The Respondent's citation to Dartt v. Browning-Ferris, 427 Mass. 1 (1998), a case that dealt with the evidence necessary at trial to sustain jury findings under chapter 151B, is totally irrelevant to the adequacy of a Complaint to give notice to the Respondents of the nature of a claim.The respondents' further request that I be required to brief a question of law with respect to the Commission's jurisdiction in my Complaint is not only subject to the same objection but is, to put it simply, putting the cart before the horse. If they present a legal argument that their actions in abusively putting me to expense and inconvenience to defend a lawsuit that was brought in violation of chapter 151B is somehow outside this Commission's jurisdiction, I will examine the authorities they present in support of such a defense and respond to them. It is not my obligation to present legal argument in the Complaint to anticipate and avoid a defense, particularly since no type of legal argument is required in a Complaint, the function of which is merely to put a respondent on notice of the nature of the claim. (5)
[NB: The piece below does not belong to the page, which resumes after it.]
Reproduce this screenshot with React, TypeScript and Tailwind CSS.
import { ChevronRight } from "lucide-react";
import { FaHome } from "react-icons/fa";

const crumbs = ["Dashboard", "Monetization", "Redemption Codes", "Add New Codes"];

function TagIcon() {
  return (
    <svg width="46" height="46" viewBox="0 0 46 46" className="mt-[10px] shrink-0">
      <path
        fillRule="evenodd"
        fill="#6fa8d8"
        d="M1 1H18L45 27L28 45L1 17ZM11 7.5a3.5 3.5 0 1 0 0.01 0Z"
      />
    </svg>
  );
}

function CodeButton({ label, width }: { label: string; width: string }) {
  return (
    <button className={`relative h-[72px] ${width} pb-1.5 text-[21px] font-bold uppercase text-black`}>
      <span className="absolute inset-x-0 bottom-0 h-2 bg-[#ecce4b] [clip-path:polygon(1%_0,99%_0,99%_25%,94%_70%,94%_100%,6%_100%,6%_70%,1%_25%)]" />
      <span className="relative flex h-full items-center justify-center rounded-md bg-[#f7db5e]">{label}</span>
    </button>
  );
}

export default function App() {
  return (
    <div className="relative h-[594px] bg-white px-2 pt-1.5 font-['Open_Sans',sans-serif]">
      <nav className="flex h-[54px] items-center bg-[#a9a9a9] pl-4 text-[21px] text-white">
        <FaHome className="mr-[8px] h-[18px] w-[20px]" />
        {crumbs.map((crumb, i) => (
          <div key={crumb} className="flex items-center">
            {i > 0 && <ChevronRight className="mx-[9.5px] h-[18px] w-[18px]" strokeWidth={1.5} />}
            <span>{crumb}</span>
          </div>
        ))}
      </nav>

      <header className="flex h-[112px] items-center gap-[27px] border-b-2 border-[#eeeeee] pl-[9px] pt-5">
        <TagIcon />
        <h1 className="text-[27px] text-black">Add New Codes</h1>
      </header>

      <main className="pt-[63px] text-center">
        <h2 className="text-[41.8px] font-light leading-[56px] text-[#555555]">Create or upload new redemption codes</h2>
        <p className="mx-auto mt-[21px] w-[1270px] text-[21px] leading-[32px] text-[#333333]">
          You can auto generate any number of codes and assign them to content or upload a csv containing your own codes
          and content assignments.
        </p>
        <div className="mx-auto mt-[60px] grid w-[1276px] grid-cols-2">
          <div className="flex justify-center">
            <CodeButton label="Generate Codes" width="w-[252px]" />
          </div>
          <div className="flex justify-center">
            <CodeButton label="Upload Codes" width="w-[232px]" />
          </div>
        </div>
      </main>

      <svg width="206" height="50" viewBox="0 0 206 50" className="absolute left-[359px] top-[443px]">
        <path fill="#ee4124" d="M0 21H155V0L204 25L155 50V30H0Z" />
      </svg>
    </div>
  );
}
As the respondents neither filed a response or even requested an enlargement of time to do so, they should be defaulted. Under 804 CMR 1.16(1), the Investigating Commissioner may impose sanctions upon them in this situation.
Given that they have gone beyond simple default to engaging in an abusive motion designed to try to improperly shift the onus for their default to me, I request that the Investigating Commissioner impose the sanction authorized under subsection (a) of 804 CMR 1.16(1):
"(a) Said failure shall result in the matters regarding the complaint being taken as established for the purposes of the case in accordance with the claims of the Complainant;"
Such sanctions and a finding of probable cause is appropriate in this case. There is no dispute I publicly complained of violations of MGL c.151B on my website. The defendants cannot dispute that they filed a lawsuit against me because of my complaints on the website.
Wherefore, I request that the commission default all the defendants and make an immediate finding that probable cause exists to support my claims in this matter.